III. Aller au désert pour ne plus être qu’un moine et trouver Dieu
Ces hommes qui ont tout quitté, qui s’imposent une vie de plus en plus dépouillée ont un but, un vrai, un but immense.
Être un anachorète, rompre avec tout ce qui pouvait être leur vie précédente, s’imprégner de la prière pour ne plus s’attacher aux choses matérielles, se préparer à l’issue. Toute leur vie devient une tension vers la fin, c’est-à-dire la rencontre avec Dieu. Le chemin est difficile, presque impossible aux yeux de l’homme de nos jours.
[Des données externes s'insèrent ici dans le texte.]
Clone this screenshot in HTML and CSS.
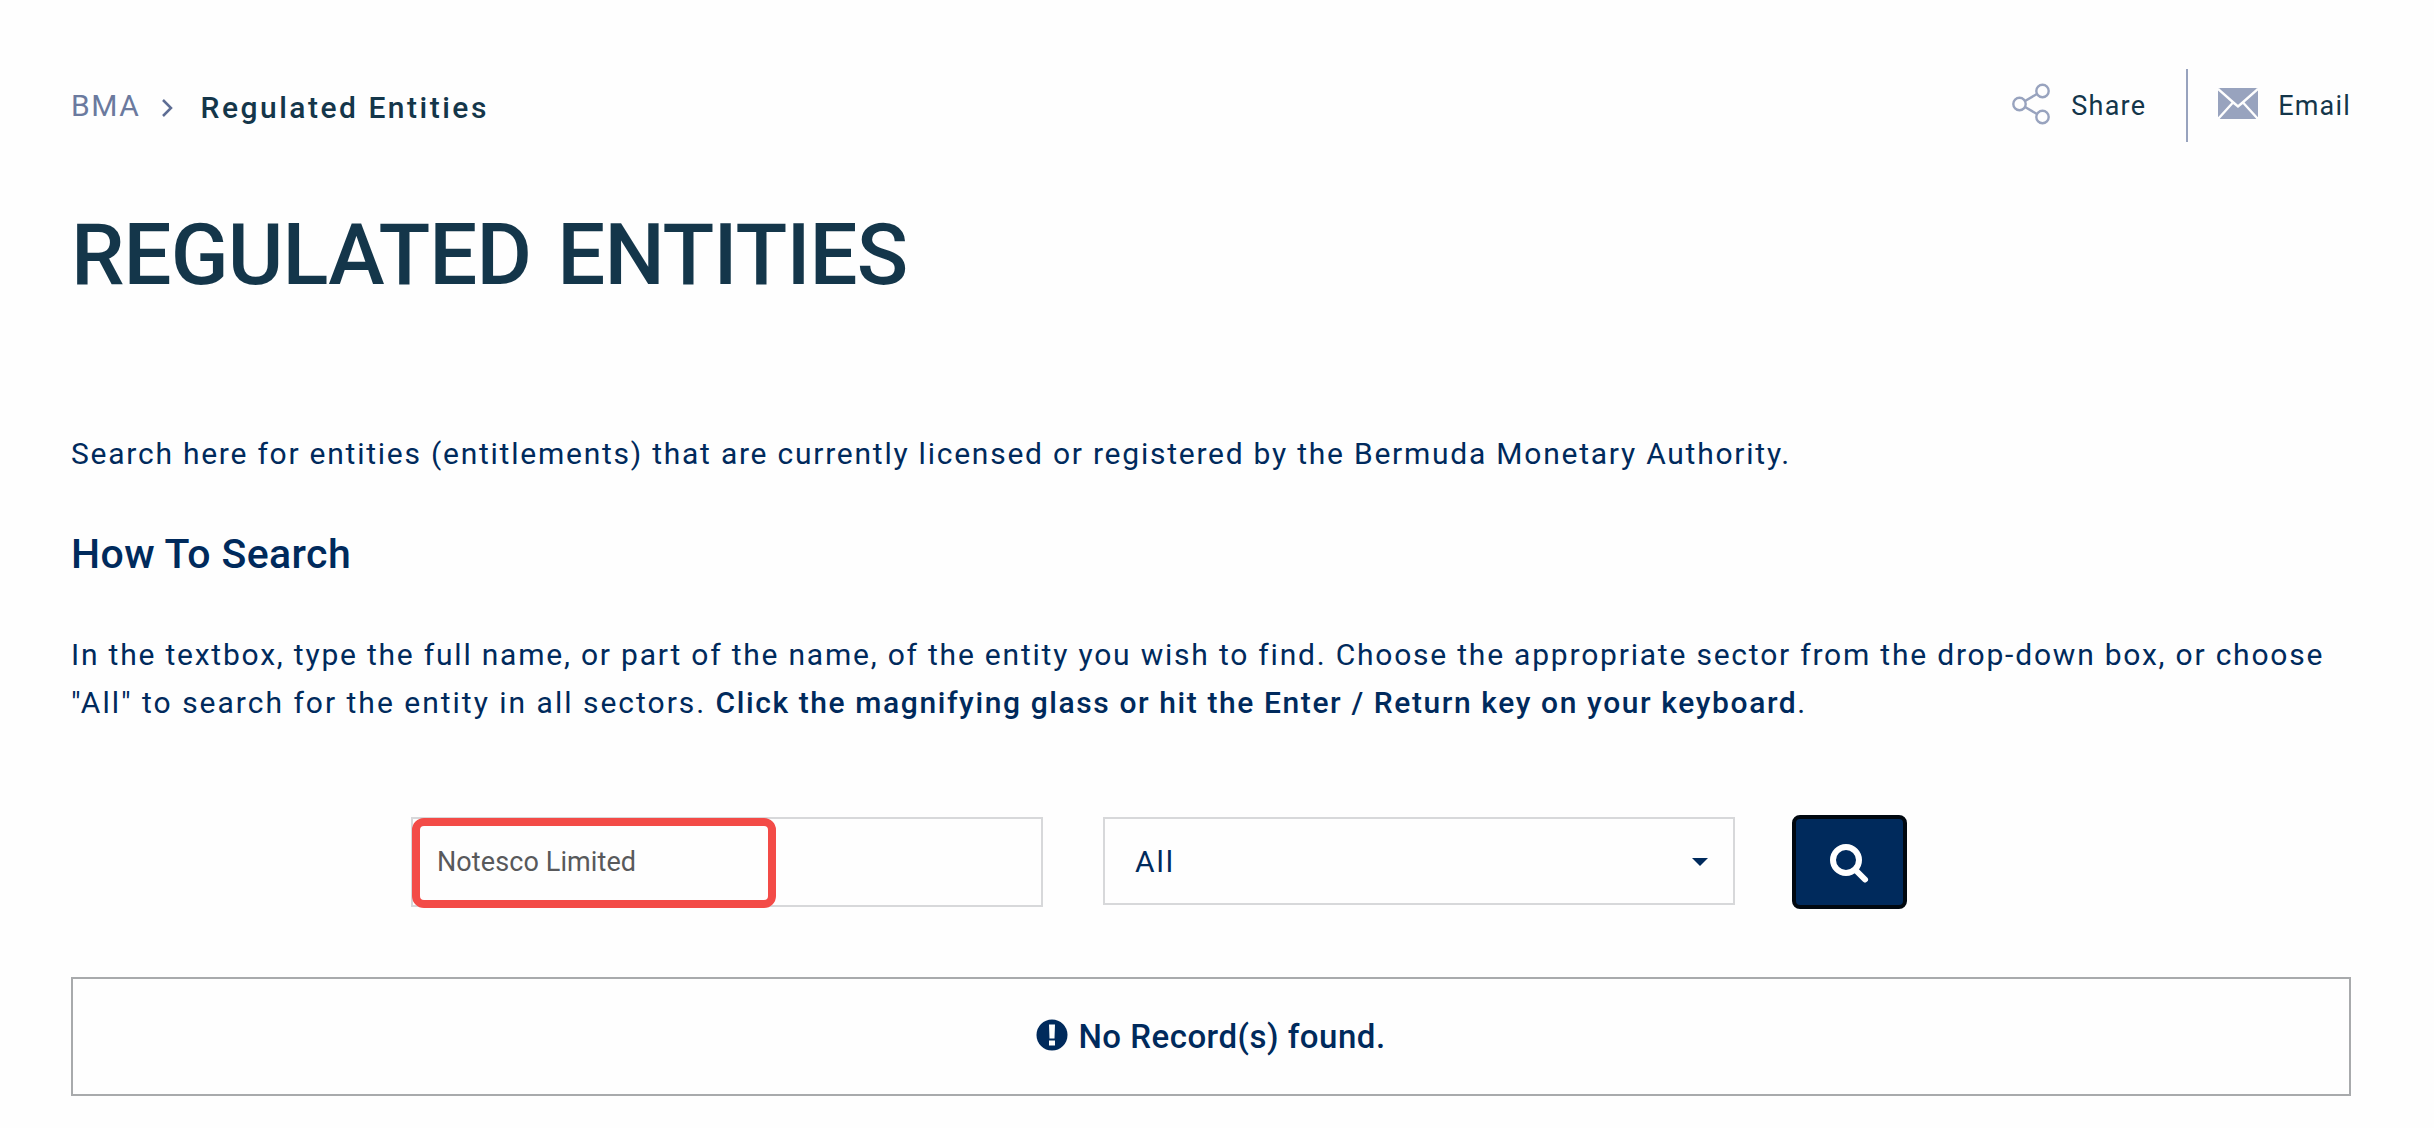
FILE: index.html
```
<!DOCTYPE html>
<html lang="en">
<head>
  <meta charset="UTF-8">
  <meta name="viewport" content="width=device-width, initial-scale=1.0">
  <title>Regulated Entities - BMA</title>
  <link rel="stylesheet" href="styles.css">
</head>
<body>
  <div class="page">
    <!-- Breadcrumb + page tools -->
    <div class="top-bar">
      <nav class="breadcrumb">
        <a class="breadcrumb-link" href="#">BMA</a>
        <svg class="chevron" viewBox="0 0 12 20"><path d="M2 2l8 8-8 8"/></svg>
        <span class="breadcrumb-current">Regulated Entities</span>
      </nav>
      <div class="page-tools">
        <a class="tool share" href="#">
          <svg class="share-icon" viewBox="0 0 40 42">
            <path d="M14 18L26 11M14 24l12 7"/>
            <circle cx="8.5" cy="21" r="6.2"/>
            <circle cx="31.5" cy="8" r="6.2"/>
            <circle cx="31.5" cy="34" r="6.2"/>
          </svg>
          <span>Share</span>
        </a>
        <a class="tool email" href="#">
          <svg class="email-icon" viewBox="0 0 40 31">
            <rect width="40" height="31" rx="2"/>
            <path d="M0 1l16.500 14.500 3.500 3 3.500-3L40 1M0 31l15-16.500M40 31L25 14.500"/>
          </svg>
          <span>Email</span>
        </a>
      </div>
    </div>

    <h1 class="page-title">REGULATED ENTITIES</h1>

    <p class="text intro">Search here for entities (entitlements) that are currently licensed or registered by the Bermuda Monetary Authority.</p>
    <h2 class="section-title">How To Search</h2>
    <p class="text">In the textbox, type the full name, or part of the name, of the entity you wish to find. Choose the appropriate sector from the drop-down box, or choose<br><span class="scope">"All" to search for the entity in all sectors.</span> <strong>Click the magnifying glass or hit the Enter / Return key on your keyboard</strong>.</p>

    <!-- Search form -->
    <form class="search-form">
      <div class="search-field">
        <span class="search-value">Notesco Limited</span>
        <div class="highlight"></div>
      </div>
      <div class="sector-select">
        <span>All</span>
        <span class="caret"></span>
      </div>
      <button class="search-button" type="button" aria-label="Search">
        <svg class="search-icon" viewBox="0 0 40 40"><circle cx="16" cy="16" r="13"/><path d="M25.500 26l9.500 9.500"/></svg>
      </button>
    </form>

    <!-- Results -->
    <div class="results">
      <svg class="alert-icon" viewBox="0 0 32 32"><circle cx="16" cy="16" r="15.500"/><path d="M13 5.500h6l-.5 14h-5zM13 21.500h6v5h-6z"/></svg>
      <span>No Record(s) found.</span>
    </div>
  </div>
</body>
</html>
```
FILE: styles.css
```
* {
  box-sizing: border-box;
}

body {
  margin: 0;
  background: #fefefe;
  color: #002a5c;
  font-family: Roboto, "Liberation Sans", sans-serif;
}

a {
  color: inherit;
  text-decoration: none;
}

.page {
  padding: 69px 83px 0 71px;
}

.top-bar {
  display: flex;
  justify-content: space-between;
  height: 73px;
}

.breadcrumb {
  display: flex;
  align-items: center;
  font-size: 30px;
  line-height: 40px;
}

.breadcrumb-link {
  color: #6b7a9e;
  letter-spacing: 1.6px;
}

.chevron {
  width: 12px;
  height: 20px;
  margin: 5px 28px 0 20px;
  fill: none;
  stroke: #5d6d94;
  stroke-width: 2.5;
}

.breadcrumb-current {
  margin-top: 4px;
  color: #14364a;
  font-weight: 500;
  letter-spacing: 2.5px;
}

.page-tools {
  display: flex;
  color: #14364a;
  font-size: 27px;
  letter-spacing: 1.2px;
}

.tool {
  display: flex;
  align-items: center;
}

.share {
  padding-right: 40px;
  border-right: 2px solid #98a3be;
}

.share-icon {
  width: 40px;
  height: 42px;
  margin: -4px 20px 0 0;
  fill: none;
  stroke: #98a3be;
  stroke-width: 2.4;
}

.email {
  padding-left: 30px;
}

.email-icon {
  width: 40px;
  height: 31px;
  margin: -4px 20px 0 0;
  fill: #98a3be;
}

.email-icon path {
  fill: none;
  stroke: #fefefe;
  stroke-width: 2.4;
}

.page-title {
  margin: 62px 0 0;
  color: #14364a;
  font-size: 85px;
  font-weight: 500;
  line-height: 102px;
  letter-spacing: -0.9px;
  word-spacing: 6px;
}

.text {
  margin: 0;
  font-size: 30px;
  line-height: 48px;
  letter-spacing: 1.79px;
  white-space: nowrap;
}

.text .scope {
  letter-spacing: 2px;
}

.text strong {
  font-weight: 500;
  letter-spacing: 1.6px;
}

.text.intro {
  margin-top: 124px;
  letter-spacing: 1.76px;
}

.section-title {
  margin: 50px 0 51px;
  font-size: 41px;
  font-weight: 500;
  line-height: 52px;
  letter-spacing: 0.4px;
}

.search-form {
  display: flex;
  align-items: flex-start;
  margin: 88px 0 0 340px;
}

.search-field,
.sector-select {
  display: flex;
  align-items: center;
  width: 632px;
  border: 2px solid #d7d8da;
}

.search-field {
  position: relative;
  height: 90px;
  margin: 2px 60px 0 0;
  padding-left: 24px;
  color: #58595b;
  font-size: 27px;
  letter-spacing: 0.1px;
}

.highlight {
  position: absolute;
  top: -1px;
  left: -1px;
  width: 364px;
  height: 90px;
  border: 8px solid #f34b47;
  border-radius: 12px;
}

.sector-select {
  justify-content: space-between;
  height: 88px;
  margin: 2px 57px 0 0;
  padding: 0 25px 0 30px;
  font-size: 30px;
  letter-spacing: 2px;
}

.caret {
  margin-top: 1px;
  border: 8px solid transparent;
  border-top-color: #002a5c;
  border-bottom: 0;
}

.search-button {
  display: flex;
  align-items: center;
  justify-content: center;
  width: 115px;
  height: 94px;
  padding: 4px 0 0;
  border: 4px solid #000810;
  border-radius: 8px;
  background: #002a5c;
}

.search-icon {
  width: 40px;
  height: 40px;
  fill: none;
  stroke: #fff;
  stroke-width: 6;
  stroke-linecap: round;
}

.results {
  display: flex;
  align-items: center;
  justify-content: center;
  height: 119px;
  margin-top: 68px;
  border: 2px solid #a8aaac;
  font-size: 33px;
  font-weight: 500;
  letter-spacing: 0.5px;
}

.alert-icon {
  width: 32px;
  height: 32px;
  margin: -4px 10px 0 0;
  fill: #002a5c;
}

.alert-icon path {
  fill: #fefefe;
}
```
Certaines pratiques de ces Pères semblent insensées : faut-il ne pas dormir, ne pas manger, se vêtir à peine, avoir si peu d’hygiène… pour aller vers Dieu ? Jésus est leur exemple car il a été tenté ; par contre Jésus a vécu une vie selon les normes de son temps. Ces lieutenants de l’ascèse à outrance se battent pour devenir de « vrais » moine et, à leur mort, retrouver le Christ après avoir vaincu leurs péchés et tous les démons. Ils suivent une voie qui dépasse de loin celle qu’enseignent les Écritures.
Devenir un vrai moine n’est pas simple.
Lorsque Paul vient trouver Antoine pour être moine, le premier des Pères ne lui répond rien, il va d’abord le tester.